Data residency and ownership of telemetry data are requirements

Prometheus

Your organization prefers vendor support with SLAs over community support

Datadog

Use Cases

Cloud-native startup running 50+ microservices on Kubernetes with a small platform team

Prometheus

Prometheus is the natural fit for Kubernetes environments. With kube-prometheus-stack (Prometheus Operator, Grafana, Alertmanager), you get a production-ready setup via a single Helm chart. The cost savings at scale are significant compared to per-host Datadog pricing.

Enterprise with 500+ hosts that wants unified metrics, logs, traces, and security in one platform

Datadog

Datadog's unified platform means one agent, one UI, and correlated data across all telemetry types. For large enterprises with budget and a preference for managed services, this reduces tool sprawl and makes cross-team collaboration easier.

Team with no dedicated SRE or platform engineering capacity

Datadog

Running Prometheus, Grafana, Alertmanager, and a long-term storage backend is real operational work. If your team cannot dedicate engineering time to maintaining monitoring infrastructure, Datadog's managed approach removes that burden entirely.

Cost-conscious organization monitoring 1,000+ nodes with high-cardinality metrics

Prometheus

Datadog's custom metrics pricing penalizes high-cardinality data. With Prometheus and Mimir or Thanos, you pay for object storage and compute - which is dramatically cheaper at scale. Teams monitoring large fleets often see 5-10x cost differences.

Multi-cloud environment spanning AWS, GCP, and on-premises data centers

Either

Both tools handle multi-cloud well. Prometheus with federation or Thanos can aggregate metrics across environments. Datadog's agent works anywhere and provides a single view. The deciding factor is usually budget and operational capacity.

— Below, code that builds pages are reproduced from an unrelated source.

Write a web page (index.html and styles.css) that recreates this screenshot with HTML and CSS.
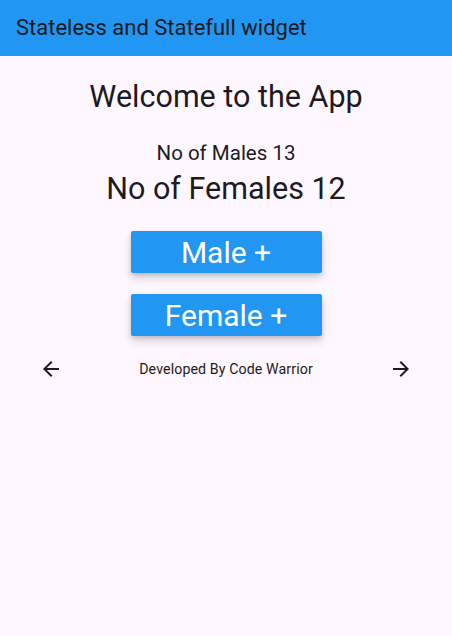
FILE: index.html
```html
<!DOCTYPE html>
<html>
<head>
<meta charset="utf-8">
<link rel="stylesheet" href="styles.css">
</head>
<body>
<header class="appbar"><span class="title">Stateless and Statefull widget</span></header>
<main class="content">
  <div class="welcome">Welcome to the App</div>
  <div class="males">No of Males 13</div>
  <div class="females">No of Females 12</div>
  <button class="btn btn-male">Male +</button>
  <button class="btn btn-female">Female +</button>
  <div class="footer">
    <span class="icon"><svg width="24" height="24" viewBox="0 0 24 24"><path d="M20 11H7.830l5.590-5.590L12 4l-8 8 8 8 1.410-1.410L7.830 13H20v-2z" fill="#1d1b20"/></svg></span>
    <span class="dev">Developed By Code Warrior</span>
    <span class="icon"><svg width="24" height="24" viewBox="0 0 24 24"><path d="M12 4l-1.410 1.410L16.170 11H4v2h12.170l-5.580 5.590L12 20l8-8z" fill="#1d1b20"/></svg></span>
  </div>
</main>
</body>
</html>
```
FILE: styles.css
```css
html, body { margin: 0; padding: 0; }
body {
  width: 452px;
  height: 636px;
  background: #fef7ff;
  font-family: Roboto, "Liberation Sans", sans-serif;
  color: #1d1b20;
  overflow: hidden;
}
.appbar {
  height: 56px;
  background: #2196f3;
  display: flex;
  align-items: center;
  padding-left: 16px;
}
.title { font-size: 22px; line-height: 28px; }
.content {
  display: flex;
  flex-direction: column;
  align-items: center;
}
.welcome { font-size: 30.5px; line-height: 36px; margin-top: 23px; }
.males { font-size: 20.5px; line-height: 28px; margin-top: 24px; }
.females { font-size: 30.5px; line-height: 36px; margin-top: 4px; }
.btn {
  width: 191px;
  height: 42px;
  border: none;
  border-radius: 2px;
  background: #2196f3;
  color: #fff;
  font-family: inherit;
  font-size: 30px;
  padding: 0;
  box-shadow: 0 5px 10px rgba(0,0,0,0.16), 0 2px 4px rgba(0,0,0,0.12);
}
.btn-male { margin-top: 24px; }
.btn-female { margin-top: 21px; }
.footer {
  width: 374px;
  margin-top: 21px;
  display: flex;
  align-items: center;
  justify-content: space-between;
}
.icon { width: 24px; height: 24px; display: flex; }
.dev { font-size: 14.2px; line-height: 20px; letter-spacing: 0.1px; }
```
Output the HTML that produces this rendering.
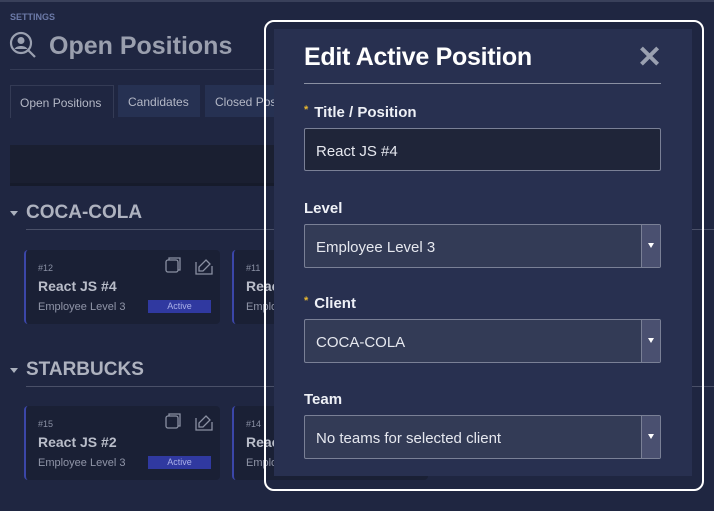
<!DOCTYPE html>
<html><head><style>
*{margin:0;padding:0;box-sizing:border-box}
body{width:714px;height:511px;background:#1f2641;font-family:"Liberation Sans",sans-serif;position:relative;overflow:hidden;color:#c8ccd8}
.a{position:absolute}
.card{position:absolute;width:196px;height:74px;background:#1a2035;border-left:2px solid #3b46a8;border-radius:4px}
.card .n{position:absolute;left:12px;top:13px;font-size:9px;color:#8a90a4}
.card .t{position:absolute;left:12px;top:28px;font-size:14px;color:#b9bdc9;font-weight:bold}
.card .l{position:absolute;left:12px;top:51px;font-size:11px;color:#9095a8}
.card .b{position:absolute;left:122px;top:50px;width:63px;height:13px;background:#3039a0;color:#aab0e8;font-size:9px;text-align:center;line-height:13px}
.lab{position:absolute;left:304px;font-size:15px;font-weight:bold;color:#eef0f6}
.lab s{text-decoration:none;color:#e8b830;font-size:11px;margin-right:6px;vertical-align:top}
.sel{position:absolute;left:304px;width:357px;height:44px;background:#333b56;border:1px solid #7a8096;border-radius:2px;font-size:15px;color:#e6e8ef;padding:14px 0 0 11px}
.sel i{position:absolute;right:0;top:0;width:19px;height:42px;background:#4a5070;border-left:1px solid #7a8096}
.sel i:after{content:"";position:absolute;left:6px;top:18px;border:3.5px solid transparent;border-top:5px solid #fff}
</style></head><body>
<div class="a" style="left:0;top:0;width:714px;height:2px;background:#39405a"></div>
<div class="a" style="left:10px;top:12px;font-size:9px;color:#6c7aa8;font-weight:bold">SETTINGS</div>
<svg class="a" style="left:9px;top:31px" width="28" height="28" viewBox="0 0 28 28" fill="none" stroke="#9aa0b0" stroke-width="2.2"><circle cx="12" cy="12" r="10"/><circle cx="12" cy="9.5" r="3.5" fill="#9aa0b0" stroke="none"/><path d="M5.5 18c2-4 11-4 13 0" fill="#9aa0b0" stroke="none"/><path d="M19 19l7 7"/></svg>
<div class="a" style="left:49px;top:32px;font-size:25px;font-weight:bold;color:#9a9fae">Open Positions</div>
<div class="a" style="left:10px;top:69px;width:270px;height:1px;background:#343b55"></div>
<div class="a" style="left:10px;top:85px;width:104px;height:33px;border:1px solid #343b55;border-bottom:none;font-size:12px;color:#b4b8c6;padding:10px 0 0 9px">Open Positions</div>
<div class="a" style="left:118px;top:85px;width:82px;height:32px;background:#263152;font-size:12px;color:#b4b8c6;padding:10px 0 0 10px">Candidates</div>
<div class="a" style="left:205px;top:85px;width:80px;height:32px;background:#263152;font-size:12px;color:#b4b8c6;padding:10px 0 0 10px">Closed Pos</div>
<div class="a" style="left:10px;top:145px;width:280px;height:38px;background:#1a1f31"></div>
<div class="a" style="left:10px;top:183px;width:280px;height:3px;background:#161b2b"></div>
<div class="a" style="left:10px;top:211px;border:4px solid transparent;border-top:5px solid #aab0bd"></div>
<div class="a" style="left:26px;top:202px;font-size:19px;color:#aeb2bf;font-weight:bold">COCA-COLA</div>
<div class="a" style="left:26px;top:229px;width:700px;height:1px;background:#4a5068"></div>
<div class="a" style="left:10px;top:368px;border:4px solid transparent;border-top:5px solid #aab0bd"></div>
<div class="a" style="left:26px;top:359px;font-size:19px;color:#aeb2bf;font-weight:bold">STARBUCKS</div>
<div class="a" style="left:26px;top:386px;width:700px;height:1px;background:#4a5068"></div>
<div class="card" style="left:24px;top:250px"><span class="n">#12</span><span class="t">React JS #4</span><span class="l">Employee Level 3</span><span class="b">Active</span>
<svg class="a" style="left:138px;top:6px" width="50" height="20" fill="none" stroke="#8a90a2" stroke-width="1.3"><rect x="2" y="4" width="12" height="12" rx="2"/><path d="M5 4V2h11v12h-2"/><path d="M32 6v12h16V10M42 4l4 4-7 7h-4v-4z"/></svg></div>
<div class="card" style="left:232px;top:250px"><span class="n">#11</span><span class="t">React</span><span class="l">Emplo</span></div>
<div class="card" style="left:24px;top:406px"><span class="n">#15</span><span class="t">React JS #2</span><span class="l">Employee Level 3</span><span class="b">Active</span>
<svg class="a" style="left:138px;top:6px" width="50" height="20" fill="none" stroke="#8a90a2" stroke-width="1.3"><rect x="2" y="4" width="12" height="12" rx="2"/><path d="M5 4V2h11v12h-2"/><path d="M32 6v12h16V10M42 4l4 4-7 7h-4v-4z"/></svg></div>
<div class="card" style="left:232px;top:406px"><span class="n">#14</span><span class="t">React</span><span class="l">Emplo</span></div>

<div class="a" style="left:264px;top:20px;width:440px;height:471px;border:2px solid #fff;border-radius:10px"></div>
<div class="a" style="left:274px;top:29px;width:418px;height:447px;background:#283050"></div>
<div class="a" style="left:304px;top:43px;font-size:25px;color:#fff;font-weight:bold;letter-spacing:-0.3px">Edit Active Position</div>
<div class="a" style="left:637px;top:44px;font-size:30px;color:#9aa0b0;font-weight:bold;line-height:28px">✕</div>
<div class="a" style="left:304px;top:83px;width:357px;height:1px;background:#8a90a2"></div>
<div class="lab" style="top:104px"><s>*</s>Title / Position</div>
<div class="sel" style="top:128px;background:#1f2539;height:43px">React JS #4</div>
<div class="lab" style="top:200px">Level</div>
<div class="sel" style="top:224px">Employee Level 3<i></i></div>
<div class="lab" style="top:295px"><s>*</s>Client</div>
<div class="sel" style="top:319px">COCA-COLA<i></i></div>
<div class="lab" style="top:391px">Team</div>
<div class="sel" style="top:415px">No teams for selected client<i></i></div>
</body></html>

Regulated industry needing data residency and full control over telemetry data

Prometheus

With Prometheus, all monitoring data stays on your infrastructure in your chosen region. Datadog stores data in their cloud, and while they offer some data residency options, you have less control over where your telemetry lives and who can access it.

Verdict

Prometheus4.3 / 5
Datadog4.1 / 5

Prometheus is the better choice for teams with platform engineering skills who want cost control, flexibility, and vendor independence. Datadog wins for teams that prioritize speed of setup, unified observability, and are willing to pay for a managed experience. At small scale, Datadog is often the pragmatic choice. At large scale, Prometheus with Mimir or Thanos is significantly more cost-effective.

Our Recommendation

Choose Prometheus if you have the engineering capacity and want to control costs at scale. Choose Datadog if you want a turnkey observability platform and your budget can absorb per-host pricing.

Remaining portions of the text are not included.